The Copenhagen Post has introduced a new food blog culumn in their In and Out Guide and they’ve invited Zarah Maria, Jennie and me to write it based on the content of our blogs respectfully. I’ve decided that I’ll post my own writings here when they have been published.

The first one was came out on 19th September:

The sun has just set and it’s barely 8pm. The calendar on my fridge says September, and although we’ve been blessed with a few warm and sunny days lately, I must face it. Summer’s over; it’s autumn now.

I love the Danish autumn though: the colourful trees with their bright yellow and powerful red coats, the blue water peeping out between the naked branches at the far end of my garden, the brown leaves on the lawn of my cottage, the scents so earthy of moist decay, the red squirrel collecting acorns for its winter storeroom at the feet of the old oak in the middle of the garden, and the mild damp smell of nuts and mushrooms. Cold mornings, regretting not wearing my gloves cycling to work and being greeted by the most stunning sunrises that colour a sky decorated with clouds.That is really something.

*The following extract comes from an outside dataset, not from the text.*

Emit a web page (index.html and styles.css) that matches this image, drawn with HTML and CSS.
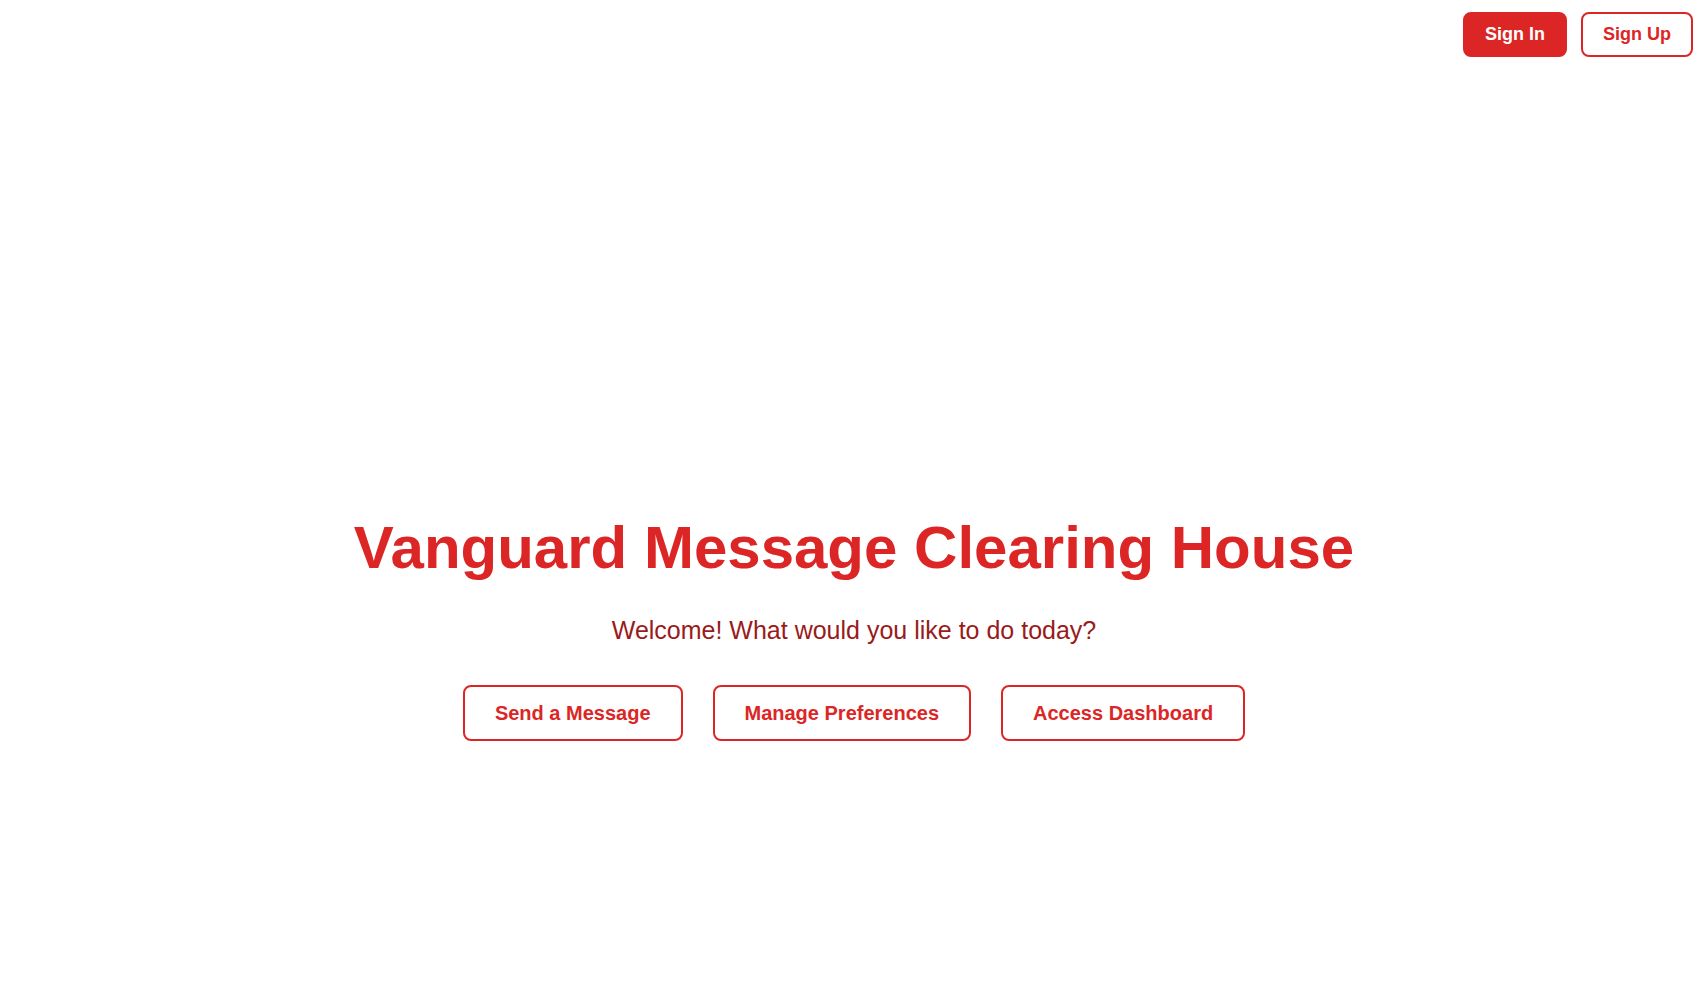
FILE: index.html
```html
<!DOCTYPE html>
<html lang="en">
<head>
<meta charset="utf-8">
<title>Vanguard Message Clearing House</title>
<link rel="stylesheet" href="styles.css">
</head>
<body>
<header class="topbar">
  <a class="btn-sm btn-solid" href="#">Sign In</a>
  <a class="btn-sm btn-outline" href="#">Sign Up</a>
</header>
<main class="hero">
  <h1 class="title">Vanguard Message Clearing House</h1>
  <p class="subtitle">Welcome! What would you like to do today?</p>
  <div class="actions">
    <a class="btn-lg" href="#">Send a Message</a>
    <a class="btn-lg" href="#">Manage Preferences</a>
    <a class="btn-lg" href="#">Access Dashboard</a>
  </div>
</main>
</body>
</html>
```
FILE: styles.css
```css
html, body {
  margin: 0;
  padding: 0;
  background: #ffffff;
}

body {
  font-family: "Liberation Sans", Arial, sans-serif;
  color: #dc2626;
}

a {
  text-decoration: none;
}

.topbar {
  display: flex;
  justify-content: flex-end;
  gap: 14px;
  padding: 12px 7px 0 0;
}

.btn-sm {
  display: block;
  font-size: 18px;
  line-height: 21px;
  font-weight: 700;
  padding: 10px 20px;
  border: 2px solid #dc2626;
  border-radius: 8px;
}

.btn-solid {
  background: #dc2626;
  color: #ffffff;
}

.btn-outline {
  background: #ffffff;
  color: #dc2626;
}

.hero {
  display: flex;
  flex-direction: column;
  align-items: center;
  padding-top: 461px;
  padding-left: 8px;
}

.title {
  margin: 0;
  font-size: 60px;
  line-height: 60px;
  font-weight: 700;
  color: #dc2626;
}

.subtitle {
  margin: 36px 0 0;
  font-size: 25px;
  line-height: 32px;
  color: #991b1b;
}

.actions {
  display: flex;
  gap: 30px;
  margin-top: 39px;
}

.btn-lg {
  display: block;
  font-size: 20px;
  line-height: 28px;
  font-weight: 700;
  color: #dc2626;
  padding: 12px 30px;
  border: 2px solid #dc2626;
  border-radius: 8px;
  background: #ffffff;
}
```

And it’s also a great time of year for preparing simple but delicious meals that offer a tender steak, new potatoes with thin peel – which are surprisingly still available – and seasonal vegetables from Lammefjorden, the most delicious in Denmark in my opinion.

My laziness makes me focus on simplicity. Complex recipes listing two dozen different ingredients, hours of simmering stocks made of fish shells or leftover bone and fat is not really my thing. So, I often end up with a lump of red meat in my basket from a good butcher in my local area of town, Frederiksberg, or from one of the delicatessen shops around the city centre. The autumn offers so many kinds of tasty roots – like parsnips, celeriacs, red beets and carrots – that are best marinated in olive oil, garlic, fresh rosemary and thyme and a lot of salt and black pepper and afterwards cooked in the oven. Some of the acidity and sharpness that they sometime comprise turn into sweet and gentle flavours that match a grilled steak perfectly. And with a nice glass of the deli- cate and fruity Italian Valtellina wine (made from 100 percent Nebbiolo grapes) accompanying the food and, of course, a rumbling fire in the wood stove when the darkness falls: that’s what I really like about autumn.